Vu les exactions commises par le régime Bakou, la communauté internationale serait donc parfaitement fondée à reconnaître de jure l’indépendance de facto de la République d’Artsakh. Elle y est non seulement fondée mais elle y même tenue : depuis 2005, l’ONU a entériné le concept de « responsabilité de protéger » dès lors qu’un Etat est manifestement défaillant à protéger sa population, par exemple de crimes de génocide, de crimes contre l’humanité, de nettoyage ethnique ou de crimes de guerre. Cette responsabilité de protéger a constitué le fondement des interventions occidentales en Lybie et en Syrie. Elle devrait constituer le même fondement pour la mise en place de toute une série de sanctions contre l’Azerbaïdjan et d’une reconnaissance de la République d’Artsakh, reconnaissance qui vaudrait protection et qui semble aujourd’hui le seul moyen de réfréner la rage éradicatrice du régime de Bakou.

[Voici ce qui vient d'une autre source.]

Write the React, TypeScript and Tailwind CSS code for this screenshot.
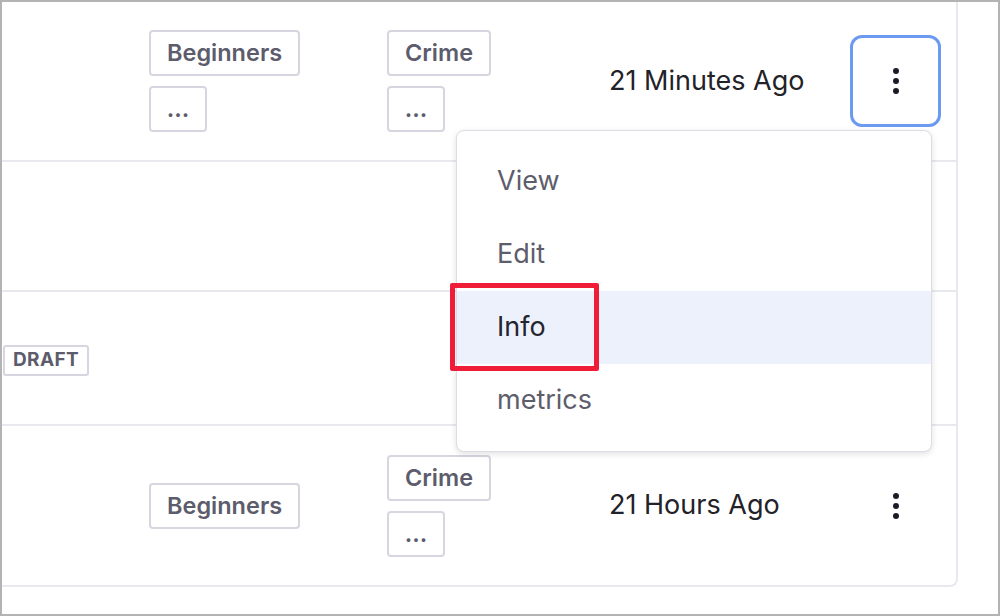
import React from 'react';

const font = { fontFamily: 'Inter, "Noto Sans", sans-serif' };

function Tag({ label, narrow }: { label: string; narrow?: boolean }) {
  return (
    <div
      className={`flex h-[46px] items-center justify-center rounded-[4px] border-2 border-[#d6d6e1] bg-white text-[23.5px] font-semibold text-[#5c5c6c] ${
        narrow ? 'w-[58px]' : 'px-[16px]'
      }`}
    >
      {label}
    </div>
  );
}

function Kebab({ active }: { active?: boolean }) {
  return (
    <div
      className={`ml-[2px] flex h-[92px] w-[91px] flex-col items-center justify-center gap-[4px] rounded-[12px] border-[3px] ${
        active ? 'border-[#6b9af0]' : 'border-transparent'
      }`}
    >
      <span className="size-[6px] rounded-full bg-[#1c1c28]" />
      <span className="size-[6px] rounded-full bg-[#1c1c28]" />
      <span className="size-[6px] rounded-full bg-[#1c1c28]" />
    </div>
  );
}

const menuItems = ['View', 'Edit', 'Info', 'metrics'];

export default function App() {
  return (
    <div
      style={font}
      className="relative h-[616px] w-[1000px] overflow-hidden border-2 border-[#b3b3b3] bg-white"
    >
      <div className="flex h-[585px] w-[956px] flex-col rounded-br-[8px] border-r-2 border-b-2 border-[#e8e8ef]">
        {/* row 1 */}
        <div className="grid h-[160px] shrink-0 grid-cols-[147px_238px_222px_239px_1fr] items-center border-b-2 border-[#e8e8ef]">
          <div />
          <div className="flex flex-col items-start gap-[10px]">
            <Tag label="Beginners" />
            <Tag label="..." narrow />
          </div>
          <div className="flex flex-col items-start gap-[10px]">
            <Tag label="Crime" />
            <Tag label="..." narrow />
          </div>
          <div className="text-[27px] text-[#222228]">21 Minutes Ago</div>
          <div>
            <Kebab active />
          </div>
        </div>
        {/* row 2 */}
        <div className="h-[130px] shrink-0 border-b-2 border-[#e8e8ef]" />
        {/* row 3 */}
        <div className="flex h-[134px] shrink-0 items-center border-b-2 border-[#e8e8ef] pt-[4px]">
          <div className="ml-px flex h-[31px] items-center rounded-[3px] border-2 border-[#d6d6e1] px-[8px] text-[19px] font-bold tracking-[0.02em] text-[#5c5c6c]">
            DRAFT
          </div>
        </div>
        {/* row 4 */}
        <div className="grid flex-1 grid-cols-[147px_238px_222px_239px_1fr] items-center">
          <div />
          <div className="flex flex-col items-start">
            <Tag label="Beginners" />
          </div>
          <div className="flex flex-col items-start gap-[10px]">
            <Tag label="Crime" />
            <Tag label="..." narrow />
          </div>
          <div className="text-[27px] text-[#222228]">21 Hours Ago</div>
          <div>
            <Kebab />
          </div>
        </div>
      </div>

      {/* dropdown menu */}
      <div className="absolute left-[454px] top-[128px] w-[476px] rounded-[8px] border border-[#dcdce5] bg-white py-[14px] shadow-[0_2px_6px_rgba(0,0,0,0.12)]">
        {menuItems.map((item) => (
          <div
            key={item}
            className={`flex h-[73px] items-center pl-[40px] text-[27px] ${
              item === 'Info' ? 'bg-[#edf1fc] text-[#25252f]' : 'text-[#5d5d6b]'
            }`}
          >
            {item}
          </div>
        ))}
      </div>

      {/* annotation */}
      <div className="absolute left-[448px] top-[281px] h-[88px] w-[149px] rounded-[2px] border-[5px] border-[#f01d38]" />
    </div>
  );
}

On le voit, le droit international ne consiste pas en l’application impavide et servile de règles abstraites, surtout quand ces règles sont manifestement obsolètes ou inadaptées. Nous ne devons pas faire de ce droit une religion et de ses textes des Tables de Loi bibliques. Le droit international est une invention humaine qui – comme les sciences et techniques – doit servir l’homme en fournissant le cadre civilisationnel des relations sociales ou internationales. Dans le conflit qui oppose l’Azerbaïdjan et le Haut-Karabagh, mettre sur un pied d’égalité « l’intégrité territoriale » et le « droit des peuples à l’autodétermination » sans prendre en compte la réalité de ce qui est en jeu engendre un conflit des plus meurtriers. C’est une vision mortifère et d’ailleurs faussée du droit international et de la philosophie politique qui le sous-tend. En un mot le droit doit servir l’homme et protéger la vie ; non pas le contraire.